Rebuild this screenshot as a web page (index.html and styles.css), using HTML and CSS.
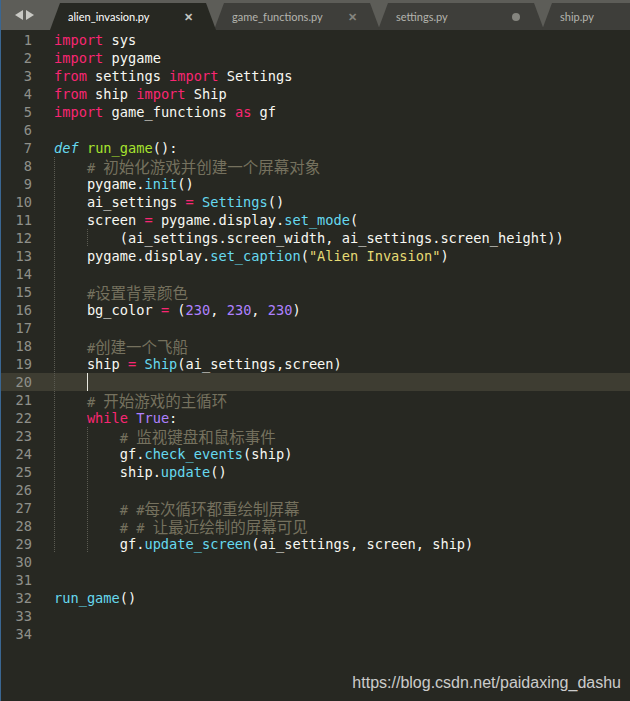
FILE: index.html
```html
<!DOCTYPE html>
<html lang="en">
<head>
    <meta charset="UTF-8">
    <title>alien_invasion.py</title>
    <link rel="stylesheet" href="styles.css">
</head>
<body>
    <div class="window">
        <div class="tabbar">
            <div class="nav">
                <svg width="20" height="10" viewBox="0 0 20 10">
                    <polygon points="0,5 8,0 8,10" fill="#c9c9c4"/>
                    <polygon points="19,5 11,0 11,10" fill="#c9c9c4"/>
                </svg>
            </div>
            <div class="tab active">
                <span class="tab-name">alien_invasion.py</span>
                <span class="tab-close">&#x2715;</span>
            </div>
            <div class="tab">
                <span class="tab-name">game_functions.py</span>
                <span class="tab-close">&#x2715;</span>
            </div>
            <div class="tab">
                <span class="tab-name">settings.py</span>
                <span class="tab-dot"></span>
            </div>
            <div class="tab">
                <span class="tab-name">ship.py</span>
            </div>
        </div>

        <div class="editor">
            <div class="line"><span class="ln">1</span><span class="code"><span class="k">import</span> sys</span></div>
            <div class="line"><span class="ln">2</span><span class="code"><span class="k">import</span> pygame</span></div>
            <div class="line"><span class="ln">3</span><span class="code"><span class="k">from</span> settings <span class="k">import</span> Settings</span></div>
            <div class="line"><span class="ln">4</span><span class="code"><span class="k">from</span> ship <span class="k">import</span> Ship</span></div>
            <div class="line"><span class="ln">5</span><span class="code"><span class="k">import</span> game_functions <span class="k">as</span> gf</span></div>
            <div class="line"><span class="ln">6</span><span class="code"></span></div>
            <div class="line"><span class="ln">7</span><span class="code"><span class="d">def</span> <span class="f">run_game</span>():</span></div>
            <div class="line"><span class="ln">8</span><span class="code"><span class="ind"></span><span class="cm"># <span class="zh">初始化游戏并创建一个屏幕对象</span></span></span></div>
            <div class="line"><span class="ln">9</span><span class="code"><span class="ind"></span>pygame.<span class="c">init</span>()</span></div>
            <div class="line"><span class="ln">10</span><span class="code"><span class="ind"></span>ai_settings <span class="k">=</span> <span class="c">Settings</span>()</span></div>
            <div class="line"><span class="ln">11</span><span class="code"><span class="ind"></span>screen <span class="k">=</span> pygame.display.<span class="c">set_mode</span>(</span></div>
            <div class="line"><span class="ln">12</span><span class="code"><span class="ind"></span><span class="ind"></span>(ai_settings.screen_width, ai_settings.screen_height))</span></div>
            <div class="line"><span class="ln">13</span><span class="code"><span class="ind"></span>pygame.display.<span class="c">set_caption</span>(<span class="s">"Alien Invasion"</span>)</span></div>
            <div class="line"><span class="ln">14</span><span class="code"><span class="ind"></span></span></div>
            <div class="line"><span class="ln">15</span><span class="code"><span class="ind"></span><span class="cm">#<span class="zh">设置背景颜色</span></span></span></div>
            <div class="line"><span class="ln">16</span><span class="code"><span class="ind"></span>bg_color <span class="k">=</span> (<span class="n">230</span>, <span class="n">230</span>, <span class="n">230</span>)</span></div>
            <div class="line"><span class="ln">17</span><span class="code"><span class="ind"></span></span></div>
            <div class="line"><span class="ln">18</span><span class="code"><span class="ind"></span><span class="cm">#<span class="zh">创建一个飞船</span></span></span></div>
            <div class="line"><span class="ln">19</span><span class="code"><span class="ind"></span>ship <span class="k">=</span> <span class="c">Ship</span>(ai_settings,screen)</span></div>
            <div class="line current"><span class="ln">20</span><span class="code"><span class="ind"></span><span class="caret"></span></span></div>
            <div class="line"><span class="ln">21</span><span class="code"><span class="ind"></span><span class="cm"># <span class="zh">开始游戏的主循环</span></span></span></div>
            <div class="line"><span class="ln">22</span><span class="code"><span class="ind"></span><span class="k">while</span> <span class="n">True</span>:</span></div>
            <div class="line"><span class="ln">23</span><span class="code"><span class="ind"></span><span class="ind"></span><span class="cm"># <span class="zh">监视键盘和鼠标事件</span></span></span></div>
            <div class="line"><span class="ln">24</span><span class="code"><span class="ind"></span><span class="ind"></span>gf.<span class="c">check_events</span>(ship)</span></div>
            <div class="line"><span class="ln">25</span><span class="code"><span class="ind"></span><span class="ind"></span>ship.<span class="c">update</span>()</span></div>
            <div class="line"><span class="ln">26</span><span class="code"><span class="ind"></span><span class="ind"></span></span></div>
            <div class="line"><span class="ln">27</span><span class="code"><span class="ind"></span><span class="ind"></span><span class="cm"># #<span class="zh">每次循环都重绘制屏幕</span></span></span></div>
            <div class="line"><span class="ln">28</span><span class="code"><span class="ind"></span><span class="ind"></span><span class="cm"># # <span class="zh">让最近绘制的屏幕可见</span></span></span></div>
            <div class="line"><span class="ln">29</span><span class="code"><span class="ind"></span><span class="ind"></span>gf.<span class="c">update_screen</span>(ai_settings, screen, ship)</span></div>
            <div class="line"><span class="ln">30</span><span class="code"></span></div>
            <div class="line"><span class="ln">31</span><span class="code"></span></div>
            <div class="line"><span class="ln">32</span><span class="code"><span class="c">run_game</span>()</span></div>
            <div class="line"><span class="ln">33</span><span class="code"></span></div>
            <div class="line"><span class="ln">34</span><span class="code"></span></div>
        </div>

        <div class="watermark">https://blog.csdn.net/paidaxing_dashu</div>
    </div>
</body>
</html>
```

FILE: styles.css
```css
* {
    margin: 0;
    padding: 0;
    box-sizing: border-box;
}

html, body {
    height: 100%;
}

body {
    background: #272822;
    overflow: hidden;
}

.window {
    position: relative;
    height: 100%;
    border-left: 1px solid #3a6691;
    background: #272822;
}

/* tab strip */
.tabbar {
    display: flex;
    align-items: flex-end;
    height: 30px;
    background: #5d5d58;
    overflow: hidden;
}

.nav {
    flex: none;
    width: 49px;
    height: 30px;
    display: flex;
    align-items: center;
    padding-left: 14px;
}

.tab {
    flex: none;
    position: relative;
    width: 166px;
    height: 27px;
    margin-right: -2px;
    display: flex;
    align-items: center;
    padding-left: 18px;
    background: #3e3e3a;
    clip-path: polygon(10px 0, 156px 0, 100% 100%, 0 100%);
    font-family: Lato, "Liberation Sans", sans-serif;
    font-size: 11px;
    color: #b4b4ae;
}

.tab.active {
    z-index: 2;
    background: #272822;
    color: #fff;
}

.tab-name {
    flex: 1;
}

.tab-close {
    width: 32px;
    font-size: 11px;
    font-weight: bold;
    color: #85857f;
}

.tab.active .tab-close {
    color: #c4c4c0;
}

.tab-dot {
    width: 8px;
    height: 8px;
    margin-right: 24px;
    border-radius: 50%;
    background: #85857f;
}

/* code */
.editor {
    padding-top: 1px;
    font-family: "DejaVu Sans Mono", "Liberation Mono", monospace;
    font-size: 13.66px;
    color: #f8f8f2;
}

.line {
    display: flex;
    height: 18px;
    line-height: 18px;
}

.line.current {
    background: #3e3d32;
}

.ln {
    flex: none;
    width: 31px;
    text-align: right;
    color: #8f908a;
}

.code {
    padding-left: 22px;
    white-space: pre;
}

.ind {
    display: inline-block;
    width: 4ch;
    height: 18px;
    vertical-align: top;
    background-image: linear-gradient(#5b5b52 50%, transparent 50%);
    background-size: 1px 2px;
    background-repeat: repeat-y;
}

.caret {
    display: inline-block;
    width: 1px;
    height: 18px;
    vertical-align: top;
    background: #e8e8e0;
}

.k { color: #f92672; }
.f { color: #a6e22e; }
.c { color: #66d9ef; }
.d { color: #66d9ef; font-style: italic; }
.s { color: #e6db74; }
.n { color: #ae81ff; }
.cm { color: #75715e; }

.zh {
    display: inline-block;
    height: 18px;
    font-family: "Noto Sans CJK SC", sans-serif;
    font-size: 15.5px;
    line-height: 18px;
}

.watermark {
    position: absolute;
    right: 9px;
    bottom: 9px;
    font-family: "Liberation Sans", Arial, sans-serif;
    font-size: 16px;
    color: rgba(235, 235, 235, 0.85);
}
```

———

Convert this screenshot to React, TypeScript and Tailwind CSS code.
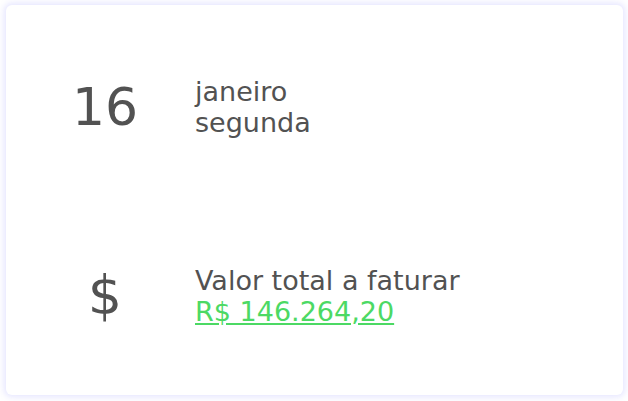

———

Tally the lines containing "screenshot". Provide the number without any other words.

2